Orang utan tersingkir demi hamparan padi. Aneka flora dan fauna juga tersingkir
demi padatnya pemukiman manusia.
Jika
solusinya adalah penghutanan kembali kebun-kebun sawit di pelosok Sumatera dan
Kalimantan, mengapa tidak dengan Pulau Jawa? Bukankah ada rusunawa, solusi penghematan lahan?
Perlu
diakui, memikirkan diri sendiri adalah karakter utama manusia yang berbahaya. Membeli
rumah sebidang meski di lahan pertanian. Persetan dengan kepentingan pangan. Membangun
mall dengan membabat hutan kota demi pertumbuhan ekonomi, persediaan oksigen
kita pikirkan kemudian.
Padahal
jelas menurut undang-undang, 30% adalah angka minimal ketersediaan Ruang
Terbuka Hijau (RTH) pada suatu kawasan. Negara sudah memangkasnya hingga 30%
meski awalnya adalah 100%. Kebutuhan akan sandang, pangan, dan papan mendesak ruang
makhluk hidup lain yang juga berhak sejahtera.
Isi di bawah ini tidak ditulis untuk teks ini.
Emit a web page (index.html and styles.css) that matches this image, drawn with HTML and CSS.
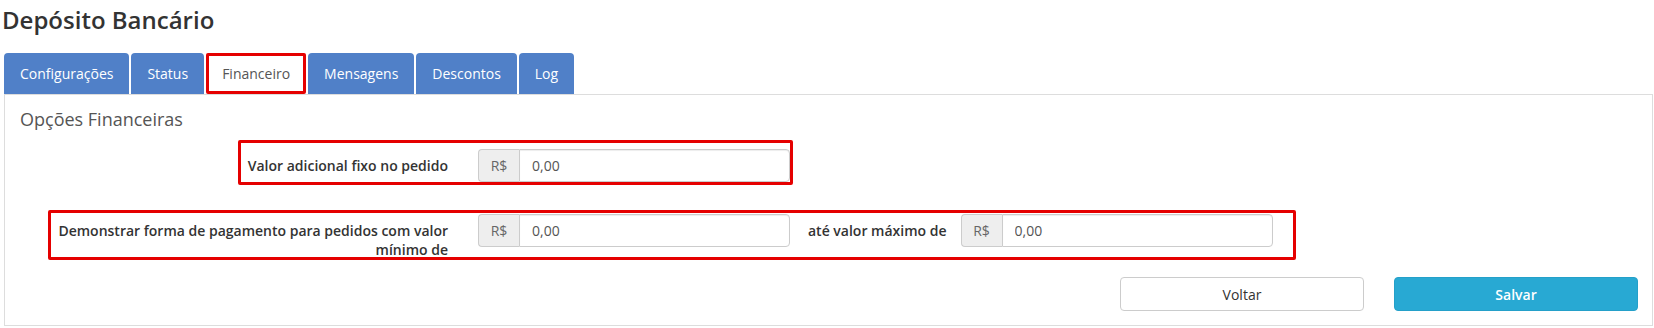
FILE: index.html
```html
<!DOCTYPE html>
<html lang="pt-BR">

<head>
    <meta name="viewport" content="width=device-width, initial-scale=1.0" />
    <title>Depósito Bancário</title>
    <link rel="stylesheet" href="styles.css">
</head>

<body>
    <div class="page">
        <h1 class="title">Depósito Bancário</h1>

        <ul class="tabs">
            <li class="tab">Configurações</li>
            <li class="tab">Status</li>
            <li class="tab active">Financeiro</li>
            <li class="tab">Mensagens</li>
            <li class="tab">Descontos</li>
            <li class="tab">Log</li>
        </ul>

        <div class="panel">
            <h4 class="panel-title">Opções Financeiras</h4>

            <div class="form-row first">
                <label class="label-col">Valor adicional fixo no pedido</label>
                <div class="input-col">
                    <div class="input-group">
                        <span class="addon">R$</span>
                        <input class="field" type="text" value="0,00">
                    </div>
                </div>
            </div>

            <div class="form-row">
                <label class="label-col">Demonstrar forma de pagamento para pedidos com valor mínimo de</label>
                <div class="input-col">
                    <div class="input-group">
                        <span class="addon">R$</span>
                        <input class="field" type="text" value="0,00">
                    </div>
                </div>
                <label class="inline-label">até valor máximo de</label>
                <div class="input-group">
                    <span class="addon">R$</span>
                    <input class="field" type="text" value="0,00">
                </div>
            </div>

            <div class="actions">
                <button class="btn btn-default">Voltar</button>
                <button class="btn btn-info">Salvar</button>
            </div>

            <!-- annotation boxes -->
            <div class="mark mark-one"></div>
            <div class="mark mark-two"></div>
        </div>
    </div>
</body>

</html>
```

FILE: styles.css
```css
* {
    padding: 0;
    margin: 0;
    box-sizing: border-box;
    font-family: "Open Sans", sans-serif;
}

body {
    background-color: #ffffff;
    color: #333;
}

.page {
    padding: 0 1px 0 4px;
}

.title {
    font-size: 24px;
    font-weight: 600;
    line-height: 33px;
    padding-top: 3px;
    margin-left: -2px;
    margin-bottom: 17px;
    color: #333;
}

.tabs {
    list-style: none;
    display: flex;
    gap: 2px;
}

.tab {
    height: 41px;
    line-height: 41px;
    padding: 0 16px;
    font-size: 14px;
    color: #ffffff;
    background-color: #5080c8;
    border-radius: 4px 4px 0 0;
}

.tab.active {
    background-color: #ffffff;
    color: #555;
    border: 3px solid #e50000;
    border-radius: 2px;
    line-height: 35px;
    padding: 0 13px;
}

.panel {
    position: relative;
    border: 1px solid #dddddd;
    padding: 12px 0 14px 0;
}

.panel-title {
    font-size: 18px;
    font-weight: 400;
    line-height: 24px;
    color: #555;
    padding-left: 15px;
    margin-bottom: 18px;
}

.form-row {
    display: flex;
    align-items: flex-start;
}

.form-row.first {
    margin-bottom: 32px;
}

.label-col {
    width: 458px;
    flex-shrink: 0;
    padding: 7px 15px 0 15px;
    text-align: right;
    font-size: 14px;
    font-weight: 600;
    line-height: 19px;
    color: #333;
}

.input-col {
    width: 342px;
    flex-shrink: 0;
    padding: 0 15px;
}

.inline-label {
    padding: 7px 14px 0 3px;
    font-size: 14px;
    font-weight: 600;
    line-height: 19px;
    color: #333;
}

.input-group {
    display: flex;
    width: 312px;
    height: 33px;
}

.addon {
    width: 41px;
    flex-shrink: 0;
    display: flex;
    align-items: center;
    justify-content: center;
    font-size: 14px;
    color: #666;
    background-color: #eeeeee;
    border: 1px solid #cccccc;
    border-right: none;
    border-radius: 4px 0 0 4px;
}

.field {
    flex: 1;
    min-width: 0;
    height: 33px;
    padding: 0 12px;
    font-size: 14px;
    color: #555;
    border: 1px solid #cccccc;
    border-radius: 0 4px 4px 0;
    box-shadow: inset 0 1px 1px rgba(0, 0, 0, 0.075);
}

.actions {
    display: flex;
    justify-content: flex-end;
    gap: 30px;
    padding-right: 14px;
    margin-top: 18px;
}

.btn {
    width: 244px;
    height: 34px;
    font-size: 14px;
    border-radius: 4px;
    cursor: pointer;
}

.btn-default {
    background-color: #ffffff;
    color: #333;
    border: 1px solid #cccccc;
}

.btn-info {
    background-color: #28a9d3;
    color: #ffffff;
    font-weight: 600;
    border: 1px solid #24a0c9;
}

.mark {
    position: absolute;
    border: 3px solid #e50000;
    border-radius: 2px;
}

.mark-one {
    left: 233px;
    top: 45px;
    width: 555px;
    height: 45px;
}

.mark-two {
    left: 43px;
    top: 115px;
    width: 1248px;
    height: 50px;
}
```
Jalan Panjang Sertifikasi Sawit
Indonesia
Intensifikasi pada industri sawit hulu
hingga hilir masih merupakan solusi utama. Diantara tanaman penghasil
minyak lainnya, sawit memiliki produktivitas paling tinggi dengan luas lahan
jauh lebih rendah. Mengganti minyak sawit dengan minyak lainnya bukan solusi
terbaik sampai saat ini. Masifnya permintaan minyak akan menuntut ketersediaan
lahan dan menimbulkan masalah baru di segala bidang.
Pemerintah telah mengupayakan peningkatan
daya saing industri sawit Indonesia di pasar dunia, salah satunya dengan
kebijakan Indonesia Sustainable Palm
Oil (ISPO). Ada pula Roundtable on
Sustainable Palm Oil (RSPO) yang bertujuan mengembangkan dan
mengimplementasikan standar global untuk produksi minyak sawit berkelanjutan.
Saya cenderung sepakat dengan definisi
minyak sawit berkelanjutan dari RSPO. Menurut RSPO sawit berkelanjutan harus
berpedoman pada people, planet, dan
Profit yang tercantum dalam prinsip
dan kriteria. Keberadaan RSPO merupakan bentuk respon, integrasi, dan strategi
politik adaptif industri yang langsung menjawab permasalahan global.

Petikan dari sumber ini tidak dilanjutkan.